Kalau urutan pengeluarannya seperti itu, maka Anda harus mempertimbangkan kembali niat untuk membeli rumah melalui KPR. Sudah cukupkah biaya hidup Anda sehari-hari setelah pengeluaran untuk asuransi dan dana pensiun? Kalau belum, kesimpulannya Anda tidak harus memiliki rumah.

Ingat, mengambil KPR menguras uang yang tidak sedikit. Anda harus menyiapkan uang tunai untuk itu. Kalau Anda membeli rumah seharga Rp60 juta, maka uang muka yang harus disetor secara tunai ke bank adalah 30 persen, yaitu Rp20 juta.

Selain uang muka, Anda juga harus menyiapkan biaya administrasi untuk KPR seperti biaya Akta Pengakuan Utang dan Perjanjian Kredit, biaya Akta Pemberian Hak Tanggungan (APHT), biaya Akta Jual Beli, biaya balik nama sertifikat, biaya jasa notaris PPAT (Pejabat Pembuat Akta Tanah) dan Biaya Perolehan Hak atas Tanah dan Bangunan (BPHTB).

Bahkan, selain biaya tersebut, jelas Mieke Rini, perencana keuangan dari Biro Perencanaan Keuangan Safir Senduk & Rekan, seseroang harus juga menyiapkan biaya tak terduga untuk kebutuhan rumah sejumlah tiga sampai enam kali dari pengeluaran rumah tanggal dalam sebulan. "Ini untuk menyiapkan biaya tak terduga seperti biaya pindahan rumah, renovasi, membeli gorden baru, perbaiki ledeng dan seterusnya," ujar dia.

Itulah sebabnya, jelas dia, jangan terburu-buru membeli rumah sebelum mempersiapkan keuangan secara matang. Jangan sampai untuk uang muka KPR saja Anda sudah mengambil dari dana darurat (emergency fund) keluaga. Padahal dana darurat itu tetap penting kalau ada kematian atau ada anggota keluarga yang sakit.

Sewa rumah

Kalau Anda belum siap memiliki rumah dengan KPR, maka Anda tak perlu ragu-ragu untuk memiliki alternatif yang lain, yaitu menyewa rumah.
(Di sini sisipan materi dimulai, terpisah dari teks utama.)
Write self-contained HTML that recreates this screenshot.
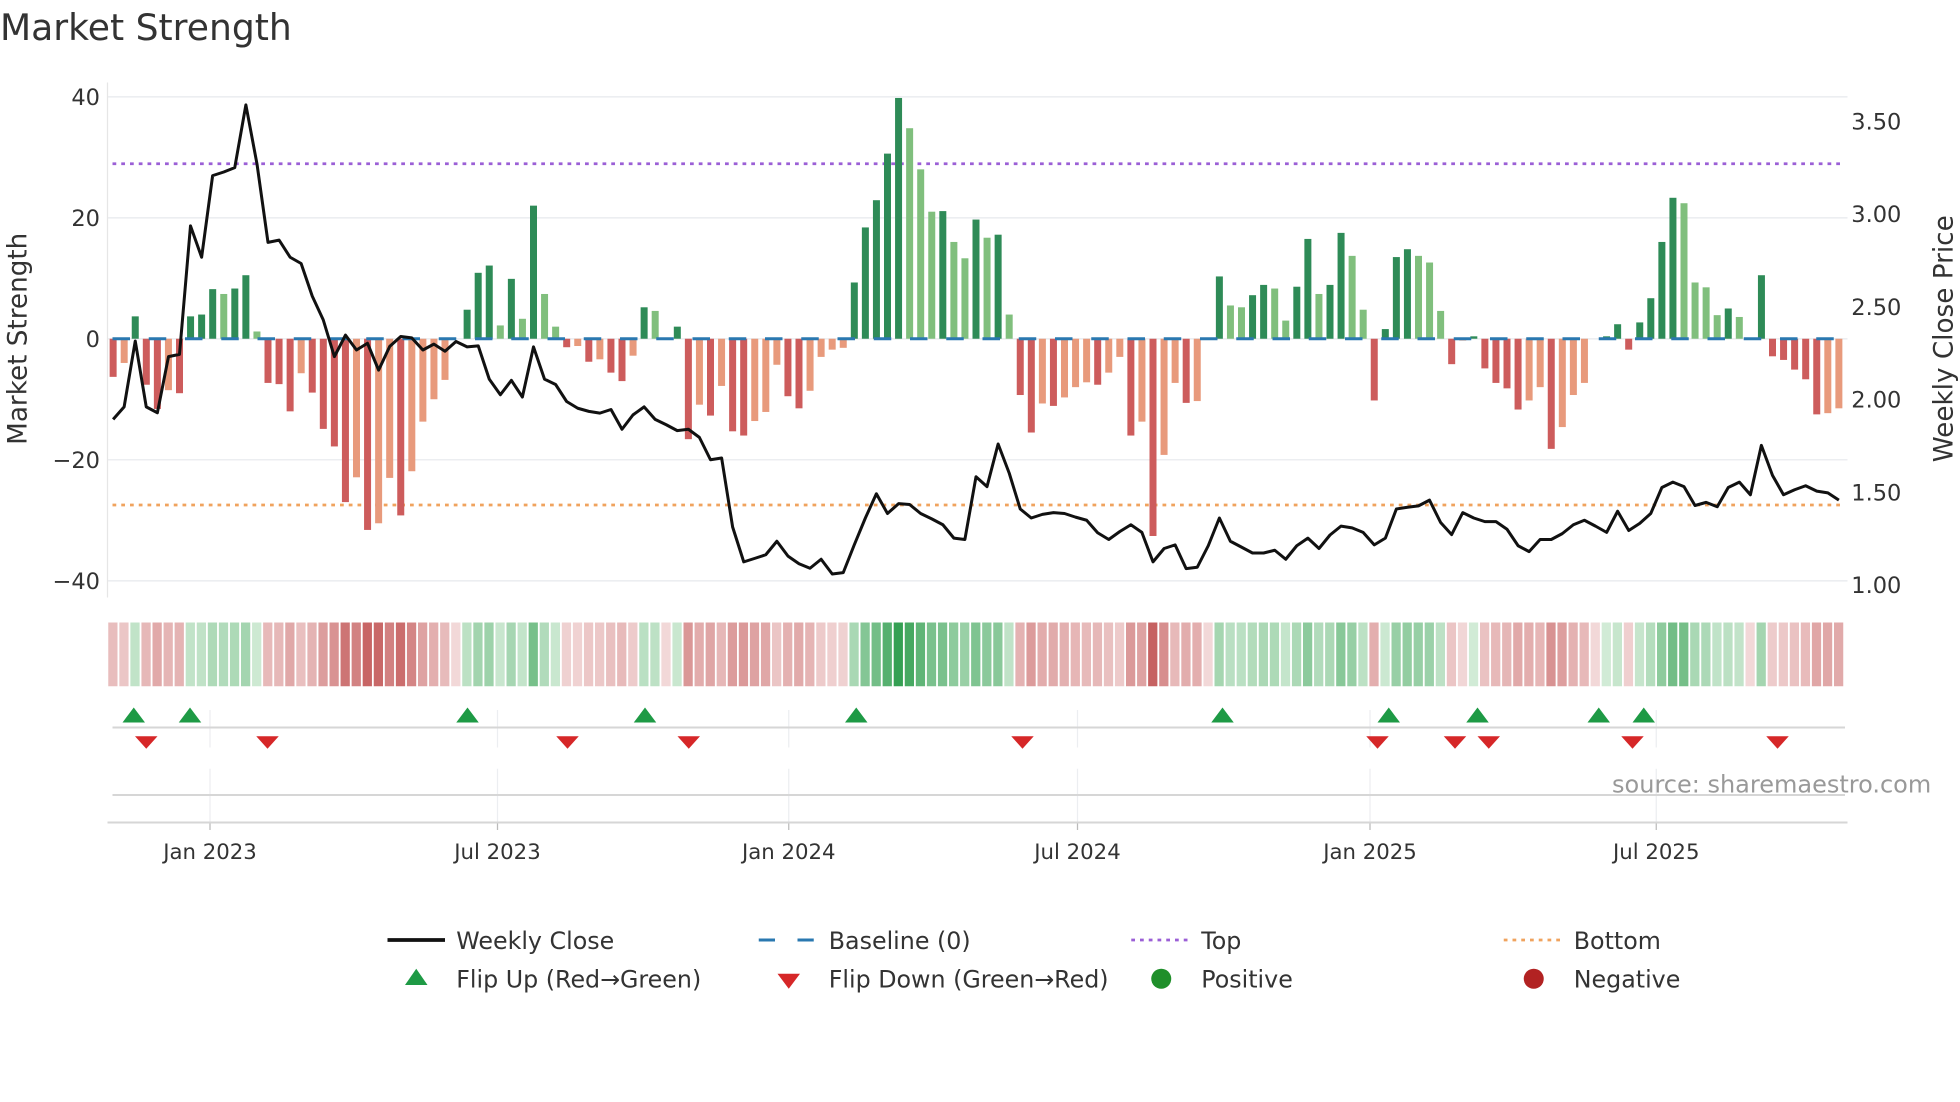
<!DOCTYPE html>
<html><head><meta charset="utf-8"><style>
html,body{margin:0;padding:0;background:#fff;}
svg{display:block;}
text{font-family:"DejaVu Sans","Liberation Sans",sans-serif;}
</style></head><body>
<svg id="s" width="1960" height="1102" viewBox="0 0 1568 881.6" xmlns="http://www.w3.org/2000/svg"></svg>
<script>
var V=[-6.3,-4,3.7,-7.6,-11.6,-8.5,-9,3.7,4,8.2,7.4,8.3,10.5,1.2,-7.3,-7.5,-12,-5.7,-8.9,-14.9,-17.8,-27,-22.9,-31.6,-30.5,-23,-29.2,-21.9,-13.7,-10,-6.8,0,4.8,10.9,12.1,2.2,9.9,3.3,22,7.4,2,-1.4,-1.2,-3.8,-3.4,-5.6,-7,-2.8,5.2,4.6,0,2,-16.6,-10.9,-12.7,-7.8,-15.3,-16,-13.6,-12.1,-4.3,-9.5,-11.5,-8.6,-3,-1.8,-1.5,9.3,18.4,22.9,30.6,39.8,34.8,28,21,21.1,16,13.3,19.7,16.7,17.2,4,
-9.3,-15.5,-10.7,-11.1,-9.7,-8,-7.2,-7.6,-5.6,-3,-16,-13.7,-32.6,-19.2,-7.3,-10.6,-10.3,0,10.3,5.5,5.2,7.2,8.9,8.3,3,8.6,16.5,7.4,8.9,17.5,13.7,4.8,-10.2,1.6,13.5,14.8,13.7,12.6,4.6,-4.2,-0.3,0.4,-4.9,-7.3,-8.2,-11.7,-10.2,-8,-18.2,-14.6,-9.3,-7.3,0,0.4,2.4,-1.8,2.7,6.7,16,23.3,22.4,9.3,8.5,3.9,5,3.6,0,10.5,-2.9,-3.5,-5.1,-6.7,-12.5,-12.3,-11.5];
var L=[0,1,0,0,0,1,0,0,0,0,1,0,0,1,0,0,0,1,0,0,0,0,1,0,1,1,0,1,1,1,1,0,0,0,0,1,0,1,0,1,1,0,1,0,1,0,0,1,0,1,0,0,0,1,0,1,0,0,1,1,1,0,0,1,1,1,1,0,0,0,0,0,1,1,1,0,1,1,0,1,0,1,
0,0,1,0,1,1,1,0,1,1,0,1,0,1,1,0,1,0,0,1,1,0,0,1,1,0,0,1,0,0,1,1,0,0,0,0,1,1,1,0,1,0,0,0,0,0,1,1,0,1,1,1,0,0,0,0,0,0,0,0,1,1,1,1,0,1,0,0,0,0,0,0,0,1,1];
var P=[940,912,765,912,925,800,795,508,578,396,388,378,238,370,545,540,578,592,665,718,800,752,785,770,830,777,755,758,785,772,788,766,778,776,850,885,853,890,778,850,862,900,915,922,926,918,962,930,912,940,952,965,962,980,1030,1026,1180,1258,1250,1242,1212,1245,1262,1272,1252,1285,1282,1220,1160,1106,1150,1128,1130,1150,1162,1175,1205,1208,1068,1090,995,1060,1140,1160,1152,1148,1150,1158,1165,1193,1208,1190,1175,1192,1258,1228,1220,1273,1270,1222,1160,1212,1225,1238,1238,1232,1252,1222,1205,1228,1198,1178,1182,1192,1220,1205,1140,1136,1133,1120,1170,1197,1148,1160,1168,1168,1185,1222,1235,1208,1208,1195,1175,1165,1178,1192,1145,1188,1172,1150,1092,1080,1090,1132,1125,1135,1092,1080,1108,998,1065,1108,1097,1088,1100,1104,1120];
var o=[];
function X(i){return 90.5+i*8.85;}
function Y(v){return 271-v*4.84;}
o.push('<text x="0" y="32" font-size="28.9" fill="#333">Market Strength</text>');
[40,20,0,-20,-40].forEach(function(v){o.push('<line x1="86" x2="1478" y1="'+Y(v)+'" y2="'+Y(v)+'" stroke="#eceef1" stroke-width="1.3"/>');
o.push('<text x="80" y="'+(Y(v)+6.5)+'" font-size="18" fill="#333" text-anchor="end">'+(v<0?'\u2212'+(-v):v)+'</text>');});
o.push('<line x1="86" x2="86" y1="66" y2="478" stroke="#e6e6e6" stroke-width="1"/>');
['3.50','3.00','2.50','2.00','1.50','1.00'].forEach(function(t,k){o.push('<text x="1481" y="'+(97+k*74.2+6.5)+'" font-size="18" fill="#333">'+t+'</text>');});
o.push('<text transform="translate(21,271) rotate(-90)" font-size="21" fill="#333" text-anchor="middle">Market Strength</text>');
o.push('<text transform="translate(1562,271) rotate(-90)" font-size="21" fill="#333" text-anchor="middle">Weekly Close Price</text>');
o.push('<line x1="90" x2="1476" y1="131" y2="131" stroke="#9b5fd6" stroke-width="2.2" stroke-dasharray="3,4"/>');
o.push('<line x1="90" x2="1476" y1="404" y2="404" stroke="#f0a35e" stroke-width="2.2" stroke-dasharray="3,4"/>');
for(var i=0;i<V.length;i++){var v=V[i];if(v==0)continue;var c=v>0?(L[i]?'#80bf7d':'#2e8b57'):(L[i]?'#e89a7c':'#cd5c5c');
var y0=Math.min(Y(0),Y(v)),h=Math.abs(v*4.84);o.push('<rect x="'+(X(i)-2.8)+'" y="'+y0+'" width="5.6" height="'+h+'" fill="'+c+'"/>');}
o.push('<line x1="90" x2="1476" y1="271" y2="271" stroke="#2a78b0" stroke-width="2.4" stroke-dasharray="14,15"/>');
var pts=P.map(function(z,i){return X(i).toFixed(1)+','+(271+(z-760)*0.3585).toFixed(1);}).join(' ');
o.push('<polyline points="'+pts+'" fill="none" stroke="#111" stroke-width="2.4" stroke-linejoin="round"/>');
function mix(a,b,t){return 'rgb('+a.map(function(x,k){return Math.round(x+(b[k]-x)*t);}).join(',')+')';}
for(var i=0;i<V.length;i++){var v=V[i],c;
if(v>0)c=mix([212,236,216],[52,160,82],Math.min(1,Math.pow(v/40,0.9)));
else c=mix([242,216,216],[198,96,96],Math.min(1,Math.pow(-v/33,0.9)));
o.push('<rect x="'+(X(i)-3.9)+'" y="498" width="7.4" height="51" fill="'+c+'"/>');}
[168,398,631,862,1096,1325].forEach(function(x){o.push('<line x1="'+x+'" x2="'+x+'" y1="568" y2="598" stroke="#eceef1" stroke-width="1"/>');
o.push('<line x1="'+x+'" x2="'+x+'" y1="615" y2="658" stroke="#eceef1" stroke-width="1"/>');
o.push('<line x1="'+x+'" x2="'+x+'" y1="658" y2="664" stroke="#bbb" stroke-width="1"/>');});
o.push('<line x1="90" x2="1476" y1="582" y2="582" stroke="#d6d6d6" stroke-width="1.6"/>');
o.push('<line x1="90" x2="1476" y1="636" y2="636" stroke="#d6d6d6" stroke-width="1.6"/>');
o.push('<line x1="86" x2="1478" y1="658" y2="658" stroke="#d6d6d6" stroke-width="1.6"/>');
[107,152,374,516,685,978,1111,1182,1279,1315].forEach(function(x){o.push('<path d="M'+(x-9)+',578 L'+(x+9)+',578 L'+x+',566 Z" fill="#1e9a45"/>');});
[117,214,454,551,818,1102,1164,1191,1306,1422].forEach(function(x){o.push('<path d="M'+(x-9)+',589 L'+(x+9)+',589 L'+x+',599 Z" fill="#d62728"/>');});
o.push('<text x="1545" y="634" font-size="19.2" fill="#999" text-anchor="end">source: sharemaestro.com</text>');
[['Jan 2023',168],['Jul 2023',398],['Jan 2024',631],['Jul 2024',862],['Jan 2025',1096],['Jul 2025',1325]].forEach(function(a){o.push('<text x="'+a[1]+'" y="687" font-size="17" fill="#333" text-anchor="middle">'+a[0]+'</text>');});
var fs=19;
o.push('<line x1="310" x2="356" y1="752" y2="752" stroke="#111" stroke-width="3"/><text x="365" y="759" font-size="'+fs+'" fill="#333">Weekly Close</text>');
o.push('<line x1="607" x2="651" y1="752" y2="752" stroke="#2a78b0" stroke-width="2.4" stroke-dasharray="13,18"/><text x="663" y="759" font-size="'+fs+'" fill="#333">Baseline (0)</text>');
o.push('<line x1="905" x2="950" y1="752" y2="752" stroke="#9b5fd6" stroke-width="2.2" stroke-dasharray="3,4"/><text x="961" y="759" font-size="'+fs+'" fill="#333">Top</text>');
o.push('<line x1="1203" x2="1248" y1="752" y2="752" stroke="#f0a35e" stroke-width="2.2" stroke-dasharray="3,4"/><text x="1259" y="759" font-size="'+fs+'" fill="#333">Bottom</text>');
o.push('<path d="M324,788 L342,788 L333,775 Z" fill="#1e9a45"/><text x="365" y="790" font-size="'+fs+'" fill="#333">Flip Up (Red\u2192Green)</text>');
o.push('<path d="M622,779 L640,779 L631,791 Z" fill="#d62728"/><text x="663" y="790" font-size="'+fs+'" fill="#333">Flip Down (Green\u2192Red)</text>');
o.push('<circle cx="929" cy="783" r="8" fill="#1f8f2a"/><text x="961" y="790" font-size="'+fs+'" fill="#333">Positive</text>');
o.push('<circle cx="1227" cy="783" r="8" fill="#b22222"/><text x="1259" y="790" font-size="'+fs+'" fill="#333">Negative</text>');
document.getElementById('s').innerHTML=o.join('');
</script>
</body></html>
Ingat menyewa rumah itu selain biayanya relatif murah juga memiliki fleksibilitas untuk berpindah-pindah tempat tinggal.

Untuk memilih alternatif ini tinggal Anda pintar-pintar memilih lokasi, memperhitungkan harga sewa dan cara pembayaran, meneliti fasilitas rumah dan kondisi bangunan serta memperhatikan perjanjian kontrak sewa rumah secara seksama. Jadi jangan memaksa diri untuk punya rumah. Anda pun bisa hidup bahagia di rumah sewaan.